↓

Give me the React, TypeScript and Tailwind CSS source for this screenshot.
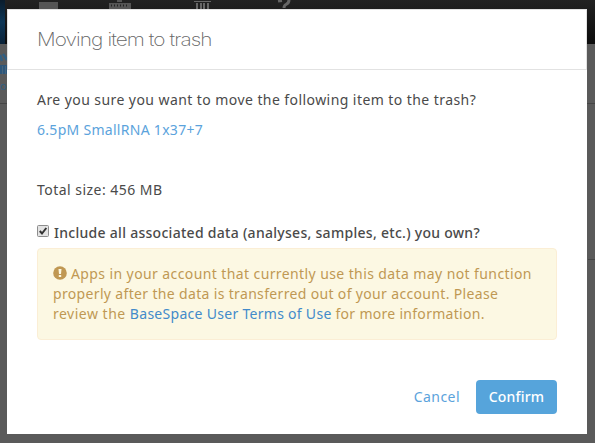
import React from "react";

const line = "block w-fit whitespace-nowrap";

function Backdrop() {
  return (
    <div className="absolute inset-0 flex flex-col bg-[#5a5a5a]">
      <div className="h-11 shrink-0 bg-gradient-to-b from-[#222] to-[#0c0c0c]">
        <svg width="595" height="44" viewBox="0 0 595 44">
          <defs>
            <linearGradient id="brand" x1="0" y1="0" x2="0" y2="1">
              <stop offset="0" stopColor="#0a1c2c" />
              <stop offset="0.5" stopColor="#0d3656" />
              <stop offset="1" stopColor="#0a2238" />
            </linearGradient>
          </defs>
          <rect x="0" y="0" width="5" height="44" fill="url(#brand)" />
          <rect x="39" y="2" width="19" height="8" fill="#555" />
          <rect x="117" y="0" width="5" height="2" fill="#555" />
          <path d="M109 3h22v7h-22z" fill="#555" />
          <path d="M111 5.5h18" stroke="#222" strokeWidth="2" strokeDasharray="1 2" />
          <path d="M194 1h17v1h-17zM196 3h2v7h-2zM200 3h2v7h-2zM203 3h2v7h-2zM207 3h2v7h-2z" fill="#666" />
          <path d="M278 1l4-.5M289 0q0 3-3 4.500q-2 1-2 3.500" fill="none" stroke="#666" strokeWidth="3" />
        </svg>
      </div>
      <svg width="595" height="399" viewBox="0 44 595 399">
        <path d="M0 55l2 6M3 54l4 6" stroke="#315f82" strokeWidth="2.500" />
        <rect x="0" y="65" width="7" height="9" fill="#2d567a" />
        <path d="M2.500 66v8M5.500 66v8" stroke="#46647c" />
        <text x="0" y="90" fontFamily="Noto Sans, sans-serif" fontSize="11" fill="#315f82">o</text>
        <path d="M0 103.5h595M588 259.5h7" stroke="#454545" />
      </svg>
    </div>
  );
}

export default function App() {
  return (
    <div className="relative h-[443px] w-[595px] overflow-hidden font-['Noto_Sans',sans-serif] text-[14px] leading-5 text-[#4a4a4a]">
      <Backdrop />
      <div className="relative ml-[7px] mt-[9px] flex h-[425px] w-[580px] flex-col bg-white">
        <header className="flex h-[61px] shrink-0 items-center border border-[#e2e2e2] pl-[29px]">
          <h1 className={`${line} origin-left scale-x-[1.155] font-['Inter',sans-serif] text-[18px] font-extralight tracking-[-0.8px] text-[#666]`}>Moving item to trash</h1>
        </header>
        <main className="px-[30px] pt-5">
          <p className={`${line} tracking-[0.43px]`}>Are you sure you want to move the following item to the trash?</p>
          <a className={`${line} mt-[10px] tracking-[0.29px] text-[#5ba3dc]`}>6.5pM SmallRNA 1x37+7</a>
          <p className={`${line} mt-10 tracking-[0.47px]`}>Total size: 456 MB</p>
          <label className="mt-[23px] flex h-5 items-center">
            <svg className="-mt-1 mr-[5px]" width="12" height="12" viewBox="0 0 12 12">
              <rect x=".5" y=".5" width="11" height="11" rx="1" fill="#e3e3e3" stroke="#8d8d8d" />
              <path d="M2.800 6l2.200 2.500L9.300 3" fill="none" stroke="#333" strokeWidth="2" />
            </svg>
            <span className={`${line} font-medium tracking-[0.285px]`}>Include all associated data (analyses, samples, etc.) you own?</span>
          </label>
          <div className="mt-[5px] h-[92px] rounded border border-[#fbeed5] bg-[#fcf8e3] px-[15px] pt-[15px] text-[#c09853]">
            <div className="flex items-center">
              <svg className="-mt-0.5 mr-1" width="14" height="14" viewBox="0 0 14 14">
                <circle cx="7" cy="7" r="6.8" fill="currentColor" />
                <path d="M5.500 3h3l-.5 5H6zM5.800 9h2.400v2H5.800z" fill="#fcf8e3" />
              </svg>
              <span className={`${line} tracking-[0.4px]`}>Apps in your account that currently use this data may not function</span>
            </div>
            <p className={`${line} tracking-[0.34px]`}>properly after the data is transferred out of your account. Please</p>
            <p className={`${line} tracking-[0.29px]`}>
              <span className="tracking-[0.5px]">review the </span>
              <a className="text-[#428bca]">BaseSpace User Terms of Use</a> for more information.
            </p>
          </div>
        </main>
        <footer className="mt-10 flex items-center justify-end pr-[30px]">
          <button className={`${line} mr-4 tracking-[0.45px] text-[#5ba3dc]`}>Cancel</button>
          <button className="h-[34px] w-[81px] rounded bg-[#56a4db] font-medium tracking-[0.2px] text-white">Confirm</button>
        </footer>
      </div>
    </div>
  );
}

↑

- Short task: Make an exact copy of the data, leaving its pictures out.

- Answer to this exercise:
Give me the React, TypeScript and Tailwind CSS source for this screenshot.
import React from "react";

const line = "block w-fit whitespace-nowrap";

function Backdrop() {
  return (
    <div className="absolute inset-0 flex flex-col bg-[#5a5a5a]">
      <div className="h-11 shrink-0 bg-gradient-to-b from-[#222] to-[#0c0c0c]">
        <svg width="595" height="44" viewBox="0 0 595 44">
          <defs>
            <linearGradient id="brand" x1="0" y1="0" x2="0" y2="1">
              <stop offset="0" stopColor="#0a1c2c" />
              <stop offset="0.5" stopColor="#0d3656" />
              <stop offset="1" stopColor="#0a2238" />
            </linearGradient>
          </defs>
          <rect x="0" y="0" width="5" height="44" fill="url(#brand)" />
          <rect x="39" y="2" width="19" height="8" fill="#555" />
          <rect x="117" y="0" width="5" height="2" fill="#555" />
          <path d="M109 3h22v7h-22z" fill="#555" />
          <path d="M111 5.5h18" stroke="#222" strokeWidth="2" strokeDasharray="1 2" />
          <path d="M194 1h17v1h-17zM196 3h2v7h-2zM200 3h2v7h-2zM203 3h2v7h-2zM207 3h2v7h-2z" fill="#666" />
          <path d="M278 1l4-.5M289 0q0 3-3 4.500q-2 1-2 3.500" fill="none" stroke="#666" strokeWidth="3" />
        </svg>
      </div>
      <svg width="595" height="399" viewBox="0 44 595 399">
        <path d="M0 55l2 6M3 54l4 6" stroke="#315f82" strokeWidth="2.500" />
        <rect x="0" y="65" width="7" height="9" fill="#2d567a" />
        <path d="M2.500 66v8M5.500 66v8" stroke="#46647c" />
        <text x="0" y="90" fontFamily="Noto Sans, sans-serif" fontSize="11" fill="#315f82">o</text>
        <path d="M0 103.5h595M588 259.5h7" stroke="#454545" />
      </svg>
    </div>
  );
}

export default function App() {
  return (
    <div className="relative h-[443px] w-[595px] overflow-hidden font-['Noto_Sans',sans-serif] text-[14px] leading-5 text-[#4a4a4a]">
      <Backdrop />
      <div className="relative ml-[7px] mt-[9px] flex h-[425px] w-[580px] flex-col bg-white">
        <header className="flex h-[61px] shrink-0 items-center border border-[#e2e2e2] pl-[29px]">
          <h1 className={`${line} origin-left scale-x-[1.155] font-['Inter',sans-serif] text-[18px] font-extralight tracking-[-0.8px] text-[#666]`}>Moving item to trash</h1>
        </header>
        <main className="px-[30px] pt-5">
          <p className={`${line} tracking-[0.43px]`}>Are you sure you want to move the following item to the trash?</p>
          <a className={`${line} mt-[10px] tracking-[0.29px] text-[#5ba3dc]`}>6.5pM SmallRNA 1x37+7</a>
          <p className={`${line} mt-10 tracking-[0.47px]`}>Total size: 456 MB</p>
          <label className="mt-[23px] flex h-5 items-center">
            <svg className="-mt-1 mr-[5px]" width="12" height="12" viewBox="0 0 12 12">
              <rect x=".5" y=".5" width="11" height="11" rx="1" fill="#e3e3e3" stroke="#8d8d8d" />
              <path d="M2.800 6l2.200 2.500L9.300 3" fill="none" stroke="#333" strokeWidth="2" />
            </svg>
            <span className={`${line} font-medium tracking-[0.285px]`}>Include all associated data (analyses, samples, etc.) you own?</span>
          </label>
          <div className="mt-[5px] h-[92px] rounded border border-[#fbeed5] bg-[#fcf8e3] px-[15px] pt-[15px] text-[#c09853]">
            <div className="flex items-center">
              <svg className="-mt-0.5 mr-1" width="14" height="14" viewBox="0 0 14 14">
                <circle cx="7" cy="7" r="6.8" fill="currentColor" />
                <path d="M5.500 3h3l-.5 5H6zM5.800 9h2.400v2H5.800z" fill="#fcf8e3" />
              </svg>
              <span className={`${line} tracking-[0.4px]`}>Apps in your account that currently use this data may not function</span>
            </div>
            <p className={`${line} tracking-[0.34px]`}>properly after the data is transferred out of your account. Please</p>
            <p className={`${line} tracking-[0.29px]`}>
              <span className="tracking-[0.5px]">review the </span>
              <a className="text-[#428bca]">BaseSpace User Terms of Use</a> for more information.
            </p>
          </div>
        </main>
        <footer className="mt-10 flex items-center justify-end pr-[30px]">
          <button className={`${line} mr-4 tracking-[0.45px] text-[#5ba3dc]`}>Cancel</button>
          <button className="h-[34px] w-[81px] rounded bg-[#56a4db] font-medium tracking-[0.2px] text-white">Confirm</button>
        </footer>
      </div>
    </div>
  );
}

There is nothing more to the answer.